With sustainability demands on tech hardware supply chains increasing rapidly, many technology companies are seeking to understand how to align supplier performance with their own growing supply chain ESG commitments. 

Building and optimizing relationships with suppliers will be key to driving better supply chain ESG performance, while providing companies the opportunity to improve supply chain resilience, efficiency and productivity, manage and reduce operational costs, minimize labor disruptions and create business value through increased market share and price premiums. According to equity research by Goldman Sachs, organizations that have implemented these approaches have experienced a 16% valuation premium over their competitors and 3% higher earnings before interest, taxes, depreciation, and amortization (EBITDA) compared to companies without such practices (14% vs. 11%). 

To achieve sustainability maturity in supply chains, companies can follow a five-stage process detailed below, starting from mapping and getting to know suppliers and evolving towards aligning ESG goals and processes across the entire value chain: 

1. Know your suppliers: The initial step in this journey is gaining a comprehensive awareness of suppliers. In the rapidly evolving technology industry, understanding the intricacies of the supply chain is crucial for managing sustainability and business performance. Original equipment manufacturers’ (OEMs) relationships with contract manufacturers and final assemblers are often characterized by deep collaborative design and scheduling. However, the real challenge lies in managing the extended supply chain, beyond direct suppliers. 

The technology industry faces heightened risks in these extended tiers. Unlike the direct relationships with primary suppliers, visibility and control over secondary and tertiary suppliers diminish significantly. This lack of transparency and oversight exposes tech companies to various risks, including environmental, social, and regulatory non-compliance, which can have far-reaching consequences on their operations and reputation.  

To mitigate these risks, organizations such as IBM have extended their focus beyond the immediate circle of direct suppliers. This involves comprehensively mapping the entire supply chain, identifying key players at each tier and understanding their specific sustainability challenges. In taking this approach, IBM reports 95% greater efficiency in handling global supply chain challenges.  

2. Evaluate your suppliers: The influence of tech giants can be profound in the value chain. By setting stringent sustainability criteria and expecting their suppliers to adhere to these standards, they can initiate a ripple effect permeating the entire supply chain. Evaluating suppliers, especially those beyond the first tier, is crucial. It enables technology companies to gain insights into their suppliers' business practices, transparency and vulnerabilities.  

To make this a reality, tech companies must encourage their suppliers to conduct thorough supplier assessments based on ESG criteria, selected based on prioritizing material issues within the tech company’s value chain and developing comprehensive emissions inventories. The goal is to ensure that every tier of the supply chain is not just aware of the company’s ESG goals but is actively working towards achieving them. 

Hewlett Packard has focused on embedding high levels of sustainability in its product design and operations.

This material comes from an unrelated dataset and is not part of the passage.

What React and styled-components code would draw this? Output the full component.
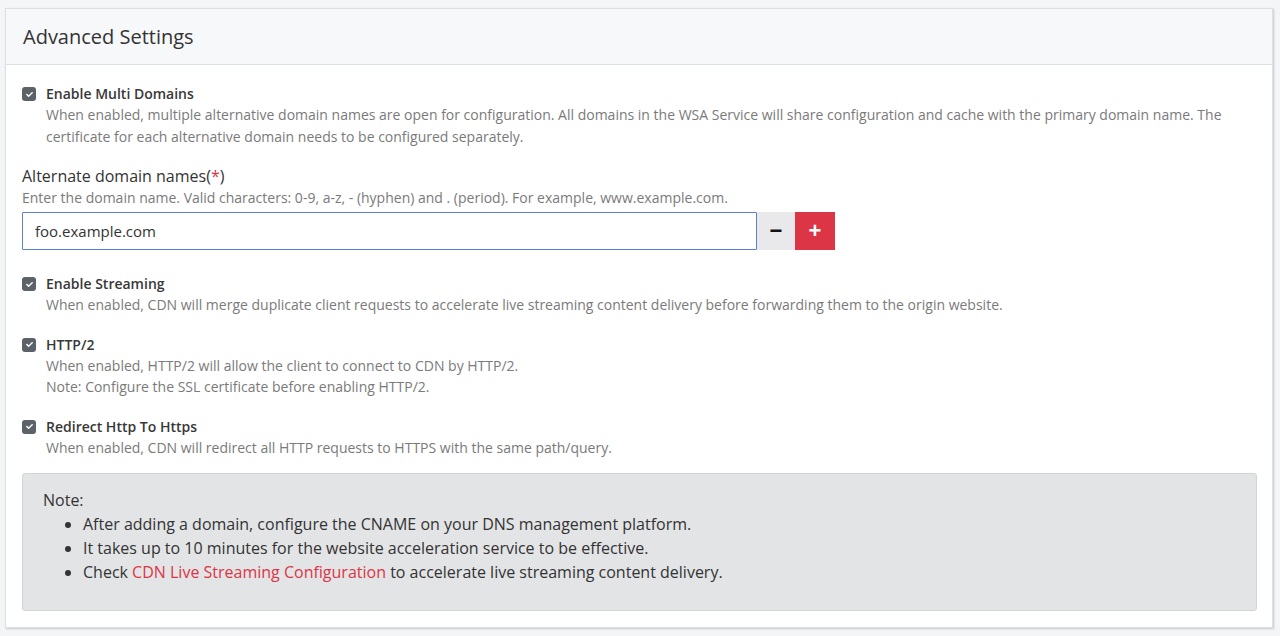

The company aims to improve the energy performance of its product portfolio by 30 times compared to 2015 levels by 2025. HP has set a goal to reduce its manufacturing-related supply chain emissions by 15% by 2025, focusing on engaging suppliers to set science-based targets for their operations.  

3. Improve supplier performance: In sustainable supply chains, the technology industry stands out for its unique approach to collaboration, driven by rapid innovation and digital transformation. Integrated digital tools and platforms are revolutionizing supply chain collaboration in the tech sector, enabling enhanced communication, efficient data sharing and real-time monitoring of supply chain activities. This digitalization streamlines operations and fosters a more responsive and efficient supply chain network. 

Tech companies that facilitate a more collaborative relationship with their suppliers are better able to provide constructive feedback that improves supplier performance. This, in turn, will enhance transparency, circularity and position in the market. To reach this level of collaboration, technology companies should regularly conduct 3rd party audits of key suppliers at all levels of the supply chain to minimize risk, increase transparency and ensure compliance.   

While the audit itself is an evaluation against ESG criteria, it creates an opportunity for capability building, enabling the suppliers to improve ESG performance over time. Many tech companies are also investing in training and skills building within their supply chains to accelerate the transition to better ESG performance. 

Verizon has been proactive in promoting sustainability among its suppliers. The company's management of supplier relationships includes regular monitoring and improvement initiatives to ensure compliance with ethical, environmental and social standards. Such initiatives often involve detailed assessments, audits, and continuous engagement with suppliers to foster a culture of sustainability and responsibility. 

4. Perform against aligned goals: In the technology industry, comprehensive supply chain management is increasingly recognized as crucial for aligning suppliers with corporate ESG targets. However, the responsibility of suppliers and OEMs goes beyond mere compliance - it involves a deeper collaboration on material issues and ESG criteria, fostering a culture of shared responsibility and sustainable growth.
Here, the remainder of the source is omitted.